- _PROBLEM REQUIREMENTS_: Write out the full set of records exactly. Any pictures in them do not belong in the copy.

— START —

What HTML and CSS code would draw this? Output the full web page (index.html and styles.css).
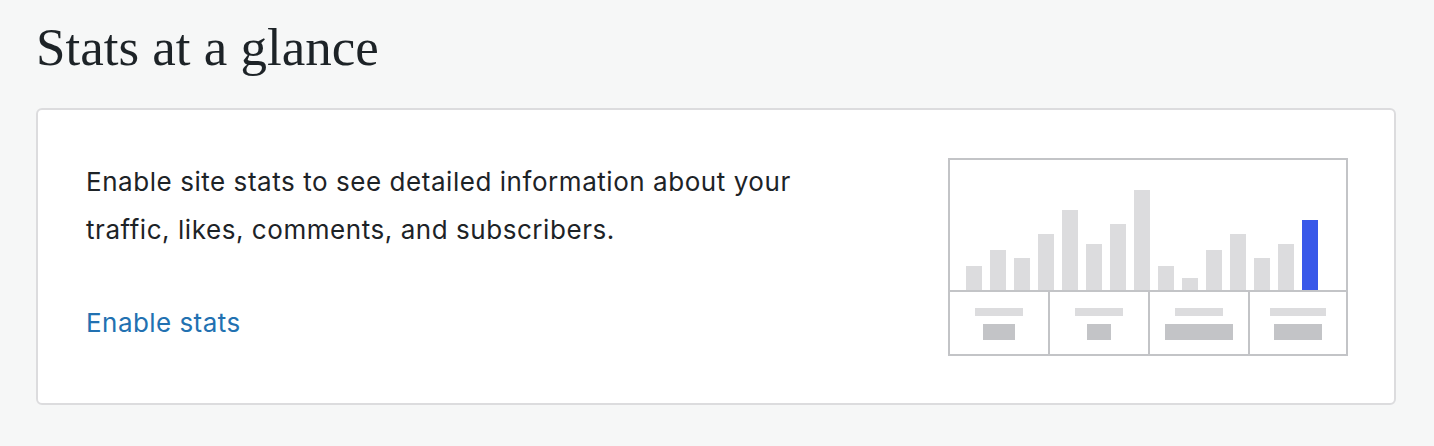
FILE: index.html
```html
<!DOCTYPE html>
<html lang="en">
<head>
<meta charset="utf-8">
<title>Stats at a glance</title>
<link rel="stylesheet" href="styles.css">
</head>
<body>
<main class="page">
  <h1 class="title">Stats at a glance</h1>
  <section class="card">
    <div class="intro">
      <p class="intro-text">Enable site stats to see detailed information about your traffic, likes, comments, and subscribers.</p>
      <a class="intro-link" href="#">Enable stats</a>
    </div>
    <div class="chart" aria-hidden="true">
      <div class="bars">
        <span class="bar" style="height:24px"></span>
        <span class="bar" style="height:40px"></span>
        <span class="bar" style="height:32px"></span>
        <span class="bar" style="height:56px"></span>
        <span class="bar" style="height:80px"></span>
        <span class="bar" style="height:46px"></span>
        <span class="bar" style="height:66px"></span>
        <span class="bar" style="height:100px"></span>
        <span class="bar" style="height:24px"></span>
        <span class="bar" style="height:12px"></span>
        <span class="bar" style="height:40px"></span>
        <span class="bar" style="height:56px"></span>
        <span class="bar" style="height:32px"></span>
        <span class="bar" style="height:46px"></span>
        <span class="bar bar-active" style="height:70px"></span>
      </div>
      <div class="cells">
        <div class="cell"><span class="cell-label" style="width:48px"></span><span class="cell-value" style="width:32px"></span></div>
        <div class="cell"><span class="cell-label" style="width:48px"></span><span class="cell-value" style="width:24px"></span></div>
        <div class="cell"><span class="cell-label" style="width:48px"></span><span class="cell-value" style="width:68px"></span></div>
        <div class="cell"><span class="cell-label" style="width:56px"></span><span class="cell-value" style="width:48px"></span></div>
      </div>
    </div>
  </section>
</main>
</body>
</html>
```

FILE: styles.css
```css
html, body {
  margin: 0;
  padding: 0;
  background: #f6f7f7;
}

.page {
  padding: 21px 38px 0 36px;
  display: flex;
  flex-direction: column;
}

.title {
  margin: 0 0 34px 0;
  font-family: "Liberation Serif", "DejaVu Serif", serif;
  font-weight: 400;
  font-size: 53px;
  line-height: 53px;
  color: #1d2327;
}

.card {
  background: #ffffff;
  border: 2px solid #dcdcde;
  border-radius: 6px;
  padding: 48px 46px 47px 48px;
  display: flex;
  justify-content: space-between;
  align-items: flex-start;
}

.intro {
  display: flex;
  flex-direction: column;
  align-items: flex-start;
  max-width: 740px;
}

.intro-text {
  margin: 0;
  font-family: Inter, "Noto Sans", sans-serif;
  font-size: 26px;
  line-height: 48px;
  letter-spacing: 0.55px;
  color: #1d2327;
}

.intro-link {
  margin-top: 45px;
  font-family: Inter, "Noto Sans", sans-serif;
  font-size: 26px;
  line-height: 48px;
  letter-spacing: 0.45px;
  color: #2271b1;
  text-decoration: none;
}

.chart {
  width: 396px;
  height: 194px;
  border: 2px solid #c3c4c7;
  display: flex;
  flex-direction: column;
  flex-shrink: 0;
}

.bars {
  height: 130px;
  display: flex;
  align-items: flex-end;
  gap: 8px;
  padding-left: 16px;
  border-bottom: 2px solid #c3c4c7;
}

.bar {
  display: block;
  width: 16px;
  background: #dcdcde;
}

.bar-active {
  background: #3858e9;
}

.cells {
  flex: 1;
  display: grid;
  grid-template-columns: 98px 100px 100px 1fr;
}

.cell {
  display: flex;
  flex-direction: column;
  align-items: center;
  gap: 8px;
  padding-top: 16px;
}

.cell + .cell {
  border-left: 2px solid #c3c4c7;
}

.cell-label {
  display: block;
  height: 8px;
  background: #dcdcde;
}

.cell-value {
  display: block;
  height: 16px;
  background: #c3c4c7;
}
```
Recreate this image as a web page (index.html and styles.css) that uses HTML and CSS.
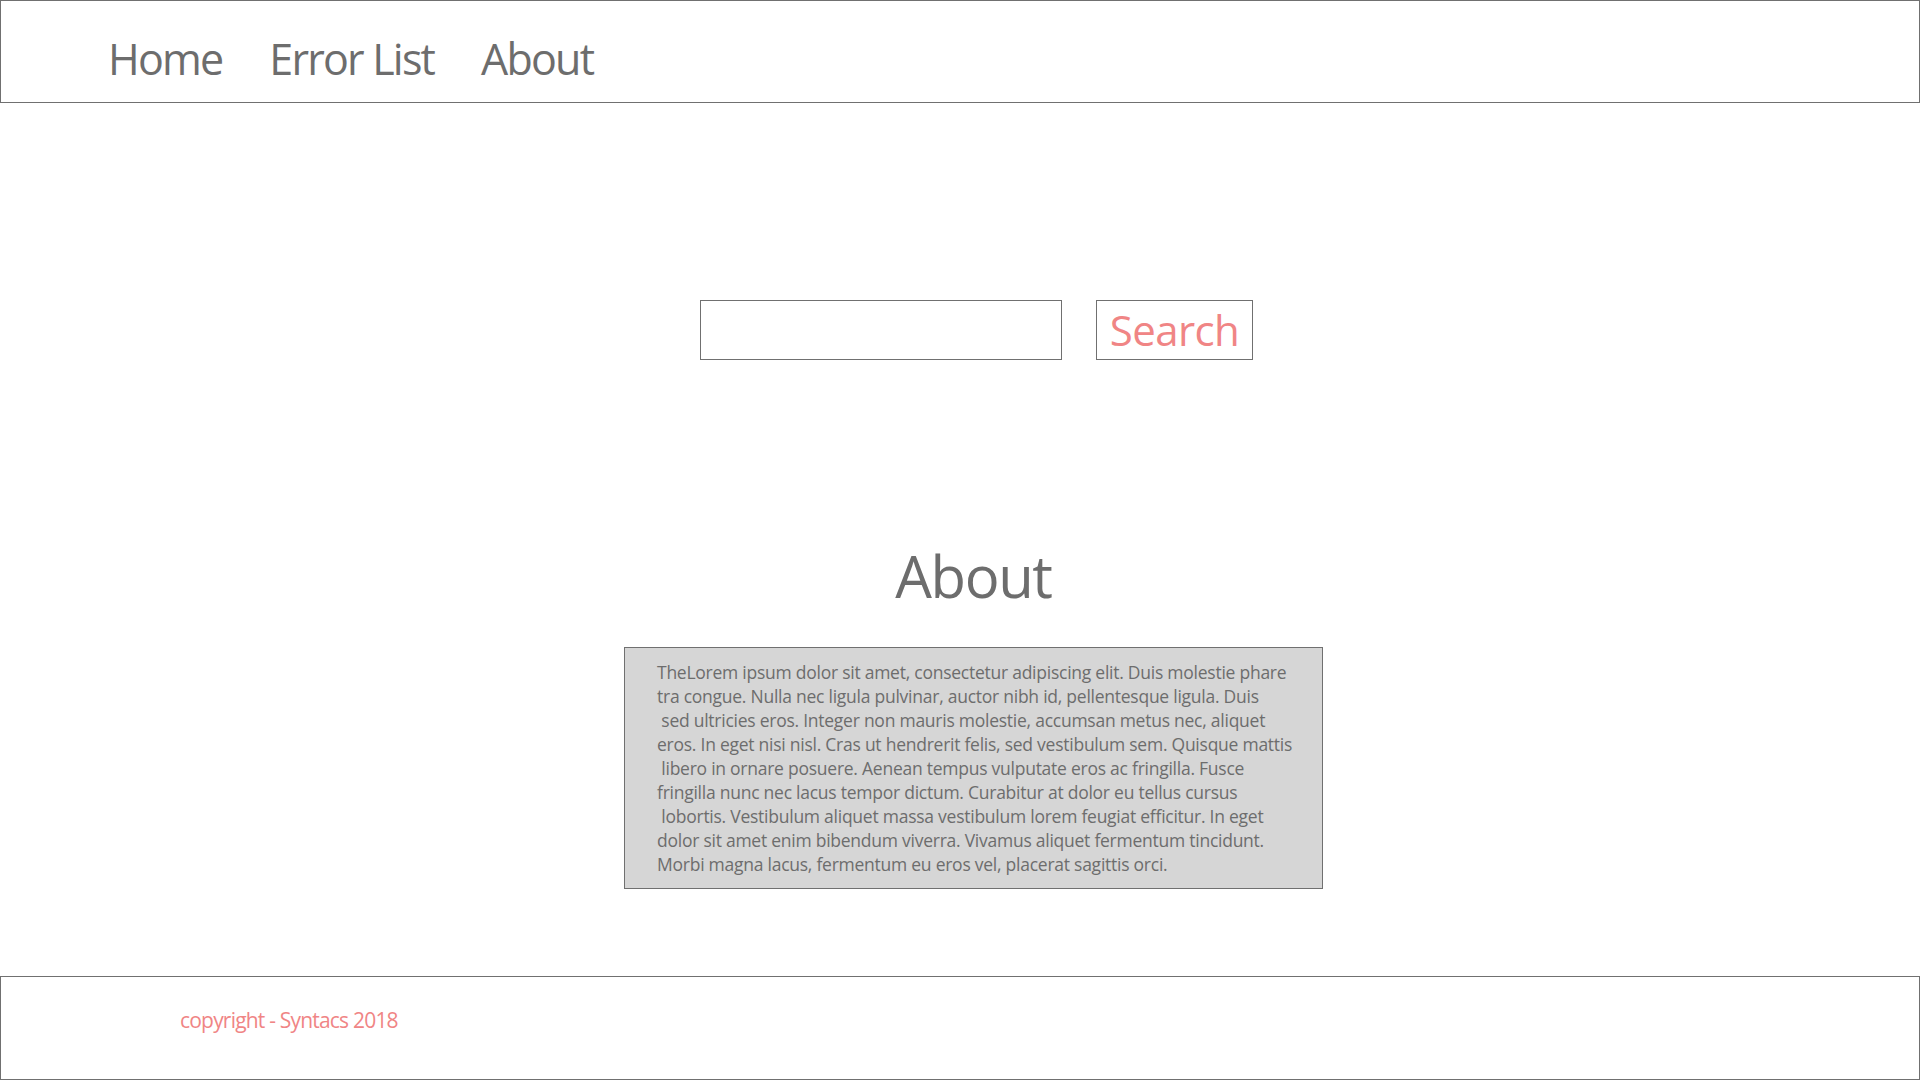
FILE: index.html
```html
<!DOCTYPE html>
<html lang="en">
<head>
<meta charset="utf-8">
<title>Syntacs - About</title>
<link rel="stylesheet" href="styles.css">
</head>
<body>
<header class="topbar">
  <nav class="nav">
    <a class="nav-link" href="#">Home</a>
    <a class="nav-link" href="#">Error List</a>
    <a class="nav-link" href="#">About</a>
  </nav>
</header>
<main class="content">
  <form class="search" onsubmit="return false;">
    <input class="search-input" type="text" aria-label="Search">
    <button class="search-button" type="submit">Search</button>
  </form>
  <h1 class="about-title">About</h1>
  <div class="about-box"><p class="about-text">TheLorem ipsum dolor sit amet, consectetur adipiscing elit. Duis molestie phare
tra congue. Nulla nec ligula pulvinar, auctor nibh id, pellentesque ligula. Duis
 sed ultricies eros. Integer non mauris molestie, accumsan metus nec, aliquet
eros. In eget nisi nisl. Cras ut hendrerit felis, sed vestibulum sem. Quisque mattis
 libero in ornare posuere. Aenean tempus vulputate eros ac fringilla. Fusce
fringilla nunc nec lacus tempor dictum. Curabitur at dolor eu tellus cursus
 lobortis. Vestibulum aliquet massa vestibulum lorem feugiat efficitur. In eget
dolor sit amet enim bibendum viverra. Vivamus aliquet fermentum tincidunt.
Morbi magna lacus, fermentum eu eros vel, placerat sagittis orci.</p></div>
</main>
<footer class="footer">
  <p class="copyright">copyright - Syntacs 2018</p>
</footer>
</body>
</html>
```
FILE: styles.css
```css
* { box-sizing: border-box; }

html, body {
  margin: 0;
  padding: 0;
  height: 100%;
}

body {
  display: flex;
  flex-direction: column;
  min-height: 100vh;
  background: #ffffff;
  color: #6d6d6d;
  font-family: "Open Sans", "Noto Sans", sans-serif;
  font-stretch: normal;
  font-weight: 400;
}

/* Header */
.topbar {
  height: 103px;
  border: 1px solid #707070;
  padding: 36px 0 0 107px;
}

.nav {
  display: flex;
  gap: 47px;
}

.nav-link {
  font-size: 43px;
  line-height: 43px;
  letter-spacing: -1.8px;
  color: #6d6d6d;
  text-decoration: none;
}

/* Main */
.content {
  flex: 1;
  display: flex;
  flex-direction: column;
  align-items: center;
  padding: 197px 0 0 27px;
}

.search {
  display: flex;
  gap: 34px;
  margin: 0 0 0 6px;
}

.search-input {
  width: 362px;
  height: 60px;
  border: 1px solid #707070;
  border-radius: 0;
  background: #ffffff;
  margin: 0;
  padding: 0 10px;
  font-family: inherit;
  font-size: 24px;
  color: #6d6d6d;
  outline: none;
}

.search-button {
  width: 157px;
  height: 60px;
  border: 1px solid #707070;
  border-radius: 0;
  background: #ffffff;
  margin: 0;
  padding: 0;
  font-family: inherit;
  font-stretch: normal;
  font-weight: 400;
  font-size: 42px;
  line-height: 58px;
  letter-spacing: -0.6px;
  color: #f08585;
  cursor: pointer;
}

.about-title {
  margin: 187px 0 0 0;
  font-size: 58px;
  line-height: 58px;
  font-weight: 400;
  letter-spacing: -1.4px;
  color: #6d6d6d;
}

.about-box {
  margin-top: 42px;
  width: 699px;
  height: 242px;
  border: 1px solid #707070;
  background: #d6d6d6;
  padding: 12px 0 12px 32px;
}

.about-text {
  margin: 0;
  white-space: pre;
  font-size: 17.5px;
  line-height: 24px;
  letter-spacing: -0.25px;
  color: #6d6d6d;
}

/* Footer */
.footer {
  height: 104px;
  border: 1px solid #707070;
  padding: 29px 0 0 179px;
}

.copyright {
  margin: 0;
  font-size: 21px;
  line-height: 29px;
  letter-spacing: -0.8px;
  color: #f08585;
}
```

— END —

- _ANSWER_:
What HTML and CSS code would draw this? Output the full web page (index.html and styles.css).
FILE: index.html
```html
<!DOCTYPE html>
<html lang="en">
<head>
<meta charset="utf-8">
<title>Stats at a glance</title>
<link rel="stylesheet" href="styles.css">
</head>
<body>
<main class="page">
  <h1 class="title">Stats at a glance</h1>
  <section class="card">
    <div class="intro">
      <p class="intro-text">Enable site stats to see detailed information about your traffic, likes, comments, and subscribers.</p>
      <a class="intro-link" href="#">Enable stats</a>
    </div>
    <div class="chart" aria-hidden="true">
      <div class="bars">
        <span class="bar" style="height:24px"></span>
        <span class="bar" style="height:40px"></span>
        <span class="bar" style="height:32px"></span>
        <span class="bar" style="height:56px"></span>
        <span class="bar" style="height:80px"></span>
        <span class="bar" style="height:46px"></span>
        <span class="bar" style="height:66px"></span>
        <span class="bar" style="height:100px"></span>
        <span class="bar" style="height:24px"></span>
        <span class="bar" style="height:12px"></span>
        <span class="bar" style="height:40px"></span>
        <span class="bar" style="height:56px"></span>
        <span class="bar" style="height:32px"></span>
        <span class="bar" style="height:46px"></span>
        <span class="bar bar-active" style="height:70px"></span>
      </div>
      <div class="cells">
        <div class="cell"><span class="cell-label" style="width:48px"></span><span class="cell-value" style="width:32px"></span></div>
        <div class="cell"><span class="cell-label" style="width:48px"></span><span class="cell-value" style="width:24px"></span></div>
        <div class="cell"><span class="cell-label" style="width:48px"></span><span class="cell-value" style="width:68px"></span></div>
        <div class="cell"><span class="cell-label" style="width:56px"></span><span class="cell-value" style="width:48px"></span></div>
      </div>
    </div>
  </section>
</main>
</body>
</html>
```

FILE: styles.css
```css
html, body {
  margin: 0;
  padding: 0;
  background: #f6f7f7;
}

.page {
  padding: 21px 38px 0 36px;
  display: flex;
  flex-direction: column;
}

.title {
  margin: 0 0 34px 0;
  font-family: "Liberation Serif", "DejaVu Serif", serif;
  font-weight: 400;
  font-size: 53px;
  line-height: 53px;
  color: #1d2327;
}

.card {
  background: #ffffff;
  border: 2px solid #dcdcde;
  border-radius: 6px;
  padding: 48px 46px 47px 48px;
  display: flex;
  justify-content: space-between;
  align-items: flex-start;
}

.intro {
  display: flex;
  flex-direction: column;
  align-items: flex-start;
  max-width: 740px;
}

.intro-text {
  margin: 0;
  font-family: Inter, "Noto Sans", sans-serif;
  font-size: 26px;
  line-height: 48px;
  letter-spacing: 0.55px;
  color: #1d2327;
}

.intro-link {
  margin-top: 45px;
  font-family: Inter, "Noto Sans", sans-serif;
  font-size: 26px;
  line-height: 48px;
  letter-spacing: 0.45px;
  color: #2271b1;
  text-decoration: none;
}

.chart {
  width: 396px;
  height: 194px;
  border: 2px solid #c3c4c7;
  display: flex;
  flex-direction: column;
  flex-shrink: 0;
}

.bars {
  height: 130px;
  display: flex;
  align-items: flex-end;
  gap: 8px;
  padding-left: 16px;
  border-bottom: 2px solid #c3c4c7;
}

.bar {
  display: block;
  width: 16px;
  background: #dcdcde;
}

.bar-active {
  background: #3858e9;
}

.cells {
  flex: 1;
  display: grid;
  grid-template-columns: 98px 100px 100px 1fr;
}

.cell {
  display: flex;
  flex-direction: column;
  align-items: center;
  gap: 8px;
  padding-top: 16px;
}

.cell + .cell {
  border-left: 2px solid #c3c4c7;
}

.cell-label {
  display: block;
  height: 8px;
  background: #dcdcde;
}

.cell-value {
  display: block;
  height: 16px;
  background: #c3c4c7;
}
```
Recreate this image as a web page (index.html and styles.css) that uses HTML and CSS.
FILE: index.html
```html
<!DOCTYPE html>
<html lang="en">
<head>
<meta charset="utf-8">
<title>Syntacs - About</title>
<link rel="stylesheet" href="styles.css">
</head>
<body>
<header class="topbar">
  <nav class="nav">
    <a class="nav-link" href="#">Home</a>
    <a class="nav-link" href="#">Error List</a>
    <a class="nav-link" href="#">About</a>
  </nav>
</header>
<main class="content">
  <form class="search" onsubmit="return false;">
    <input class="search-input" type="text" aria-label="Search">
    <button class="search-button" type="submit">Search</button>
  </form>
  <h1 class="about-title">About</h1>
  <div class="about-box"><p class="about-text">TheLorem ipsum dolor sit amet, consectetur adipiscing elit. Duis molestie phare
tra congue. Nulla nec ligula pulvinar, auctor nibh id, pellentesque ligula. Duis
 sed ultricies eros. Integer non mauris molestie, accumsan metus nec, aliquet
eros. In eget nisi nisl. Cras ut hendrerit felis, sed vestibulum sem. Quisque mattis
 libero in ornare posuere. Aenean tempus vulputate eros ac fringilla. Fusce
fringilla nunc nec lacus tempor dictum. Curabitur at dolor eu tellus cursus
 lobortis. Vestibulum aliquet massa vestibulum lorem feugiat efficitur. In eget
dolor sit amet enim bibendum viverra. Vivamus aliquet fermentum tincidunt.
Morbi magna lacus, fermentum eu eros vel, placerat sagittis orci.</p></div>
</main>
<footer class="footer">
  <p class="copyright">copyright - Syntacs 2018</p>
</footer>
</body>
</html>
```
FILE: styles.css
```css
* { box-sizing: border-box; }

html, body {
  margin: 0;
  padding: 0;
  height: 100%;
}

body {
  display: flex;
  flex-direction: column;
  min-height: 100vh;
  background: #ffffff;
  color: #6d6d6d;
  font-family: "Open Sans", "Noto Sans", sans-serif;
  font-stretch: normal;
  font-weight: 400;
}

/* Header */
.topbar {
  height: 103px;
  border: 1px solid #707070;
  padding: 36px 0 0 107px;
}

.nav {
  display: flex;
  gap: 47px;
}

.nav-link {
  font-size: 43px;
  line-height: 43px;
  letter-spacing: -1.8px;
  color: #6d6d6d;
  text-decoration: none;
}

/* Main */
.content {
  flex: 1;
  display: flex;
  flex-direction: column;
  align-items: center;
  padding: 197px 0 0 27px;
}

.search {
  display: flex;
  gap: 34px;
  margin: 0 0 0 6px;
}

.search-input {
  width: 362px;
  height: 60px;
  border: 1px solid #707070;
  border-radius: 0;
  background: #ffffff;
  margin: 0;
  padding: 0 10px;
  font-family: inherit;
  font-size: 24px;
  color: #6d6d6d;
  outline: none;
}

.search-button {
  width: 157px;
  height: 60px;
  border: 1px solid #707070;
  border-radius: 0;
  background: #ffffff;
  margin: 0;
  padding: 0;
  font-family: inherit;
  font-stretch: normal;
  font-weight: 400;
  font-size: 42px;
  line-height: 58px;
  letter-spacing: -0.6px;
  color: #f08585;
  cursor: pointer;
}

.about-title {
  margin: 187px 0 0 0;
  font-size: 58px;
  line-height: 58px;
  font-weight: 400;
  letter-spacing: -1.4px;
  color: #6d6d6d;
}

.about-box {
  margin-top: 42px;
  width: 699px;
  height: 242px;
  border: 1px solid #707070;
  background: #d6d6d6;
  padding: 12px 0 12px 32px;
}

.about-text {
  margin: 0;
  white-space: pre;
  font-size: 17.5px;
  line-height: 24px;
  letter-spacing: -0.25px;
  color: #6d6d6d;
}

/* Footer */
.footer {
  height: 104px;
  border: 1px solid #707070;
  padding: 29px 0 0 179px;
}

.copyright {
  margin: 0;
  font-size: 21px;
  line-height: 29px;
  letter-spacing: -0.8px;
  color: #f08585;
}
```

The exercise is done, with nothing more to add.